Alô Bebê - Quais são os seus ídolos e por quê?

Rita Lee - Ídolos? Não os tenho. Por quê? Porque todos são de areia...

Alô Bebê - O que a inspira na hora de escrever canções? 

Rita Lee - A "santa" baixa e eu apenas sirvo de instrumento . Inspiração vem do alto, da alma. Somos graciosamente manipulados por ela. Às vezes ela baixa no chuveiro, no ônibus, comendo salada, sonhando... É preciso estar atenta, porque a santa não avisa a hora; me precavenho, ando sempre com um bloquinho e um mini gravador. Se bobear, quando a inspiração acontece e não anotar no ato a gente dança... Bom mesmo seria morar dentro de um estúdio (risos).

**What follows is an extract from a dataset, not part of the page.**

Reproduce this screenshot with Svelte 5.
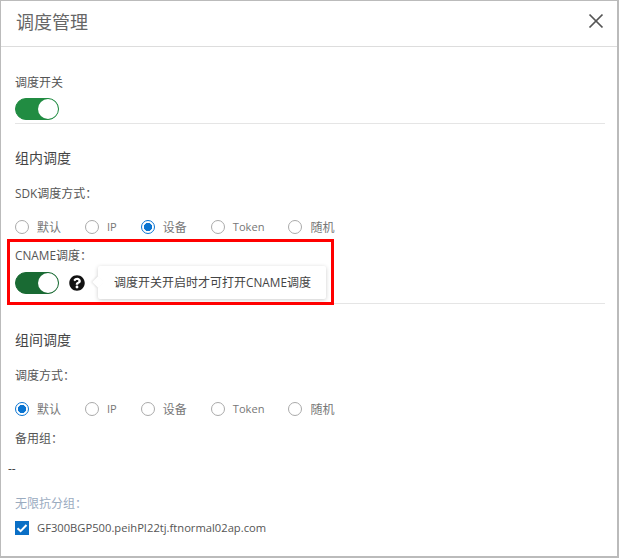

Alô Bebê - Afinal, o que restou da década de 60? O que ficou de bom?

Rita Lee - Bicho, pra falar disso preciso de mais uns meses... Haja revisão de texto...

Alô Bebê - Na era da informação, o ser humano vai melhorar ou vai ser tudo igual?

Rita Lee - Eu sou Polyana, meu bem... Tudo vai melhorar!

Alô Bebê - Rita Lee por Rita Lee: 

Rita Lee - Alguém dentro de mim é mais eu do que eu mesma!